Saturday, November 28, 2009

On The Road Again part one: Furry & Casey

My good friend, the webby-winning Melanie MacFarlane, told me when I first started blogging to avoid entries longer than about 500 words. This has always struck me as good advice. So I will be breaking up my magnum opus on Furry Lewis's "On the Road Again" (which is currently about 1500 words) into at least three parts. Here is the first.

Like a lot of kids, I went through a big song lyric phase in my late childhood and early teens. I remember slowly, agonizingly, trying to piece together the lyrics to Cheap Trick’s “Surrender” and treasuring albums that came with lyric sheets. Then, pretty suddenly in my mid-teens, I got to be a big classical music fan. When I got back into more popular forms of music, it was by way of the blues. Obsessing over blues lyrics seemed like a real waste of time—when it wasn’t downright uncomfortable. What was Sonny Boy going to do with his “shooting iron”? It didn’t sound like the sort of thing an enlightened guy with a lot of female friends should be endorsing.

Fast forward twenty years and more, and lyrics are interesting to me again, and the more primitive they are, the better I like them. A case in point is Furry Lewis’s “On the Road Again.” This particular song is mostly a rewrite of Lewis’s own longer song “Kassie Jones pts 1&2” in which “Kassie” is really “Casey” (the spelling is thought to have been changed by the record company for copyright reasons). Anyway, for “On the Road Again” swapped out a few number of “Kassie”’s more narrative verses, and replaced them with a curious series of lyric observations. The result is a lyrical oddity, like Bob Dylan’s masterful “Tangled Up in Blue,” where third person narration alternates with first. Who is the song then about? Casey and his fatal accident? Or the narrator and his own life and loves? What is the relationship between these two threads, between the “he” and the “I”?

The song opens with a throbbing guitar chord that doesn’t really move, almost like a kind of blues raga, or delta version of minimalist music.

I woke up this morning was a shower and rain

Around the curve was a passenger train

Under the bottom was a hobo John

He was a good ol’ hobo but he’s dead and gone

At the end of the fourth line, the chord shifts dramatically into a high and eerie territory, and Lewis repeats the end of the fourth lyric line.

He’s dead and gone

Then the chord shifts back to center and the fourth line is repeated, usually slightly altered.

He’s a good old hobo but he’s dead and gone.

What are we supposed to make of this verse? In most related versions of the Casey Jones story, the rainy morning, the passenger train are images associated with Jones and his crash. Instead the narrator tells us of a “good old hobo” who is dead. Whether he is a victim of Casey’s train accident or some other fate is never told.

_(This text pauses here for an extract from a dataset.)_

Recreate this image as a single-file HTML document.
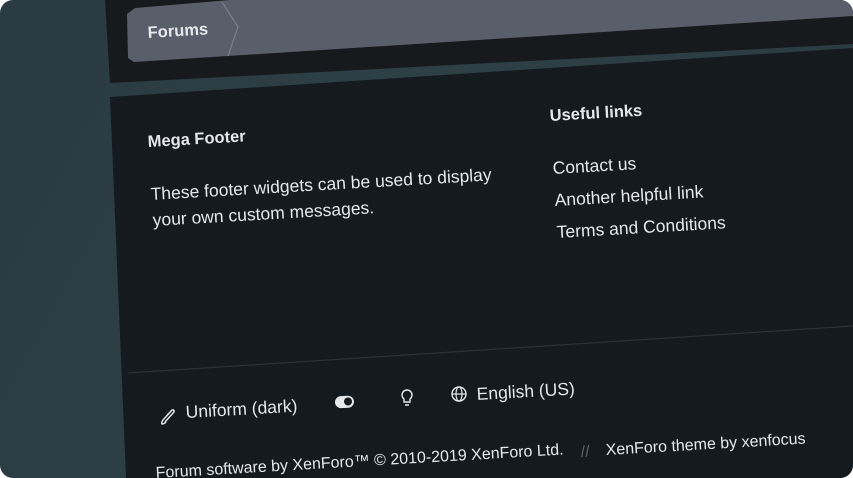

In the next verse, we meet the infamous Alice Fry. Alice Fry was (in some versions) the Other Woman in the “Frankie and Johnnie” tale. Why is Alice here? Is she Casey’s mistress too? We don’t know. But she tells us something important about herself.

She said “I’m gonna ride with old Casey and die

I ain’t good looking, but I takes my time

I am a rambling woman; I got a rambling mind

I got a rambling mind.”

And is if to sum it up, the singer adds:

A rambling woman with a rambling mind.